The MetaRAM chipset is plug compatible with any DDR2-compliant memory controller and has been qualified for both Opteron and Xeon chipsets. Currently, the MetaRAM hardware will end up mostly in AMD Opteron-based systems, since DDR2 memory controllers are standard issue there. Intel’s relatively new 5100 MCH chipset also supports DDR2, and as time passes, more Intel chipsets are likely to switch from the power-hungry, higher latency FB-DIMMs, to parallel DDR2 memory. The original idea behind the FB-DIMM was also to provide higher capacity memory, but high power usage, added latency and chipset inflexibility have proven barriers for more widespread industry adoption.
The MetaRAM technology had to overcome a few challenges as well. The chipset does add some additional latency compared to directly connected DDR2 memory. But according to MetaRAM tests, latency increases only a percent or two in a four-socket system — much less than an FB-DIMM. For memory-bound applications, the company expects any small rise in latency to be dwarfed by an average increase of between 20 and 30 percent in overall performance.
The biggest hurdle that the MetaRAM had to address was power usage. By doubling or quadrupling the number of 1 Gbit DRAMs on the DIMM and adding the extra chipset, they had to find a way to keep power usage in the same neighborhood of a low-memory DIMM. This is accomplished via their “WakeOnUse” technology, which sends power only to DRAM elements that are being accessed, while putting the rest of memory to sleep. It’s a little like turning the lights on in a house as someone walks from room to room, while switching off the lights in the remainder of the house. Rajan claims this yields about 30 percent greater power-efficiency on a watts per gigabyte basis.

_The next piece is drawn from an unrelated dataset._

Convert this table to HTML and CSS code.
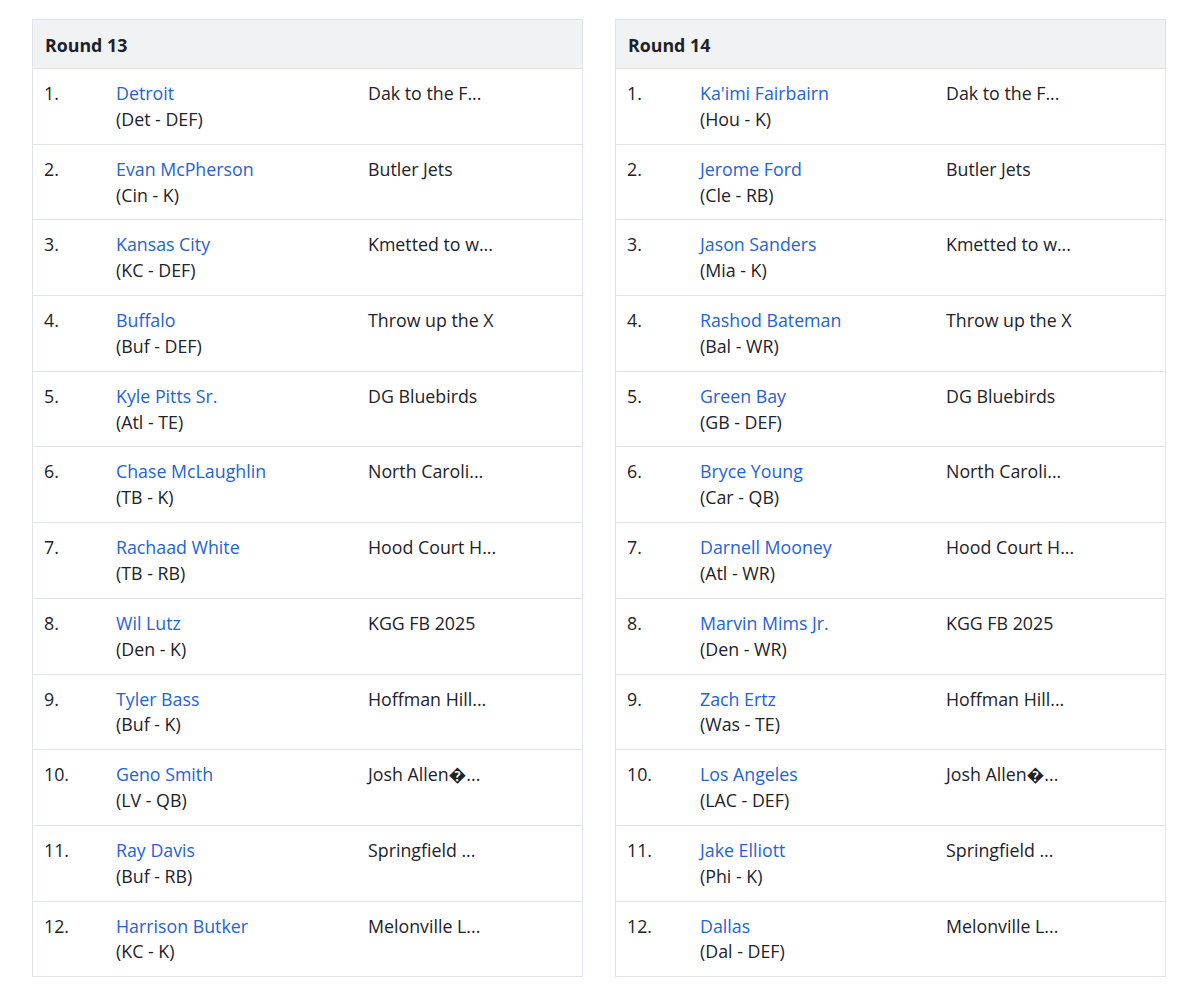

According to Weber and Rajan, the MetaRAM technology accelerates affordable memory capacity by two to four years, and will ride commodity memory to stay ahead of the curve. While 1 Gbit DRAMs currently represent the best price-capacity memory today, by 2010, 2 Gbit DRAMs will be the volume solution, and by 2013, 4 Gbit devices should start to show up. MetaRAM also intends to modify the chipset to support DDR3 memory, when that technology goes mainstream.
“I think for the next five to eight years, we see a clear path ahead of us,” says Rajan. “It is our belief as time progresses that our technology will become more and more critical for the server market.”